Foresight at the Wright Brothers National Memorial: Technology, Memory, and the American Imagination
Restricted (Penn State Only)
- Author:
- Firgens, Benjamin Aaron
- Graduate Program:
- Communication Arts and Sciences (PHD)
- Degree:
- Doctor of Philosophy
- Document Type:
- Dissertation
- Date of Defense:
- August 11, 2022
- Committee Members:
- Rosa Eberly, Major Field Member
Michele Kennerly, Major Field Member
Mary Stuckey, Major Field Member
Patrick Parsons, Outside Unit & Field Member
Stephen Browne, Chair & Dissertation Advisor
Andrew High, Professor in Charge/Director of Graduate Studies - Keywords:
- Public Memory
Technology
Rhetoric
Social Imagination
Wright Brothers - Abstract:
- This dissertation studies the Wright Brothers National Monument and Memorial (WRBR) in Kitty Hawk, North Carolina.
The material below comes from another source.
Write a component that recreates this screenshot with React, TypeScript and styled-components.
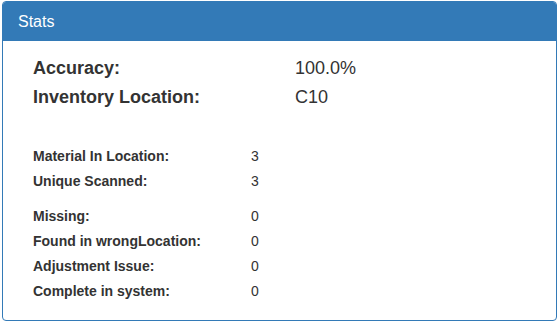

As a history of rhetoric about technology, it shows how Americans have relied on memories of the Wrights to invent and contest visions of the future. As an exploration of the role of foresight in public memory, it also demonstrates that public memory in general relies upon expectations for future events as much as it does recollections of the past. The first chapter tells the biography of the WRBR. It shows how topoi of sublimity and frontier mythology justified the park’s development and significance, and it follows those topoi as they evolved into more ambivalent interpretations of the role of technology in modern American life. The second chapter analyzes the WRBR in the present. It demonstrates that the park offers a pedagogy of dreams: how to make the impossible real by mimicking the Wright brothers’ lives and inventive habits. The third chapter follows the Wrights’ influence on aviation’s visual cultures as well as those visual cultures’ influence on the WRBR. It illuminates the historical development of, and ethical consequences from, the habit of visualizing flight as something significant far away. The conclusion develops the project’s ethical implications. It describes a vision of foresight being moral when it opens itself to disappointment and takes upon itself the task of actively travelling to different worlds. It applies that vision to the possibilities and perils of the WRBR and speculates about foresight’s big picture implications for rhetoricians studying technology and memory.